Recorded data:
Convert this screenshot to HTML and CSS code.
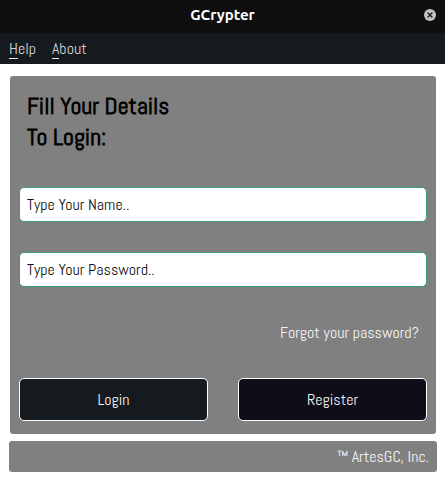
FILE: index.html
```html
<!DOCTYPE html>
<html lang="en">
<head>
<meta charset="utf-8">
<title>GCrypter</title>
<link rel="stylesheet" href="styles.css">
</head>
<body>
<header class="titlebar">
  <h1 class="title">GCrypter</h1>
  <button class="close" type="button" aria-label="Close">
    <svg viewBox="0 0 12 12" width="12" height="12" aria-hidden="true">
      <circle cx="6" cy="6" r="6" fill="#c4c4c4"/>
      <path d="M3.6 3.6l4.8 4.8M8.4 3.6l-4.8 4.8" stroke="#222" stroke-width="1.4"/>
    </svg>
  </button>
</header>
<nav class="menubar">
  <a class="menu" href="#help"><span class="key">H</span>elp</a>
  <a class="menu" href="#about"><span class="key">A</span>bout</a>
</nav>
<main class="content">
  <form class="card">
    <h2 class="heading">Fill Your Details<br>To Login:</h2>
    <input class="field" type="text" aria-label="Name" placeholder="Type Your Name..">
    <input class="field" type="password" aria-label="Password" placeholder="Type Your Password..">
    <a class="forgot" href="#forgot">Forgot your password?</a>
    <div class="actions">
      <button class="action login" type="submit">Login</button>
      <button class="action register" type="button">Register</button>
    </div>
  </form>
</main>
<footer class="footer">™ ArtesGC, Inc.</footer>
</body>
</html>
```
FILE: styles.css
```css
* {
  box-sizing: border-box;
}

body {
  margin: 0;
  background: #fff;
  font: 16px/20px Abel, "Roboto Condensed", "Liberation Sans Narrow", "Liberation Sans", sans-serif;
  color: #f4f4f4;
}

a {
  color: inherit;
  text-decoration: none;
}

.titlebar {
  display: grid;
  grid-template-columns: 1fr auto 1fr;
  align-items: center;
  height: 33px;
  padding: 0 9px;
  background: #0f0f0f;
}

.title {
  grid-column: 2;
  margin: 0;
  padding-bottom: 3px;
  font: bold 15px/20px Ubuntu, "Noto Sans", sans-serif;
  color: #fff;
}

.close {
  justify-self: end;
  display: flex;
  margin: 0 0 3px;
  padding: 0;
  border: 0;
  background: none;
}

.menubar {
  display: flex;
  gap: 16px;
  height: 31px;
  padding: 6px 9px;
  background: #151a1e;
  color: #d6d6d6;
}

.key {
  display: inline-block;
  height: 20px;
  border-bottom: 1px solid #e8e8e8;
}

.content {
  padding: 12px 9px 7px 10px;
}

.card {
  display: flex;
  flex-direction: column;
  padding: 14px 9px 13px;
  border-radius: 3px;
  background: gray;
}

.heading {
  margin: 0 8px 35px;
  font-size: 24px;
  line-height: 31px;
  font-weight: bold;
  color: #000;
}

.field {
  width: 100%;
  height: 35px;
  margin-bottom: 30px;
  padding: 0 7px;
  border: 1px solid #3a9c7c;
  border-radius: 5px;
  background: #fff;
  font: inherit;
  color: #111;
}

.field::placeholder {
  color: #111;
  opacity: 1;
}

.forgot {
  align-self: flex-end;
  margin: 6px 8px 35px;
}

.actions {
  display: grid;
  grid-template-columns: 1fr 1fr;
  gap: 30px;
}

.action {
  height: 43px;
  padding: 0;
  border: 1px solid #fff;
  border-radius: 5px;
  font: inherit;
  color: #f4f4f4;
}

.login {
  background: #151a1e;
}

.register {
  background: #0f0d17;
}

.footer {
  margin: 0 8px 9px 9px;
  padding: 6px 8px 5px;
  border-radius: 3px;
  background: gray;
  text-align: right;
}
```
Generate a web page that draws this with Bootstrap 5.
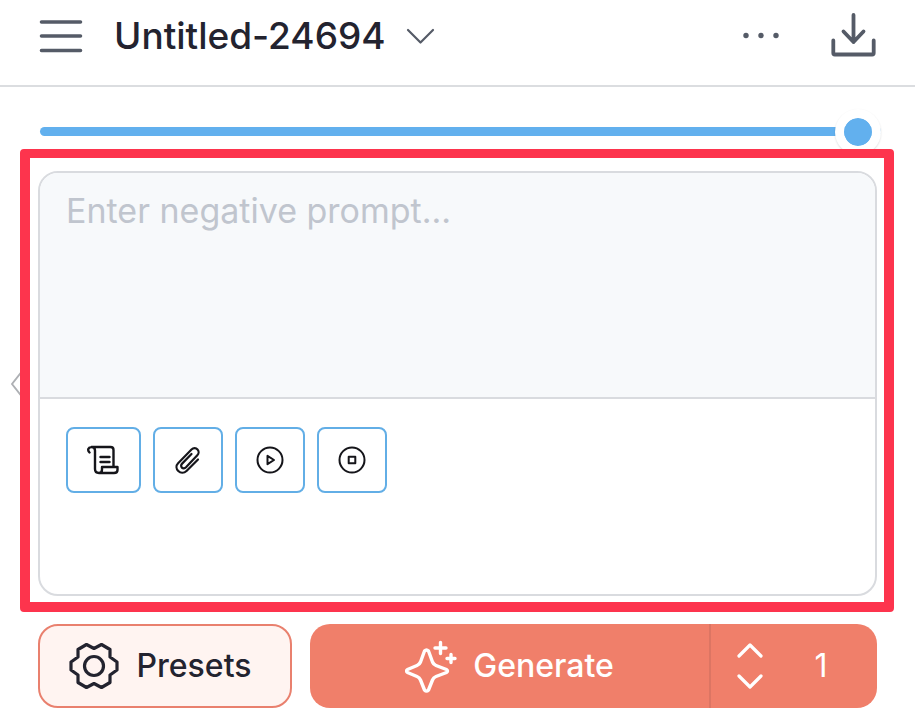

Goal:
From the data, pick out every line that includes "this".

Exercise response:
Convert this screenshot to HTML and CSS code.
Generate a web page that draws this with Bootstrap 5.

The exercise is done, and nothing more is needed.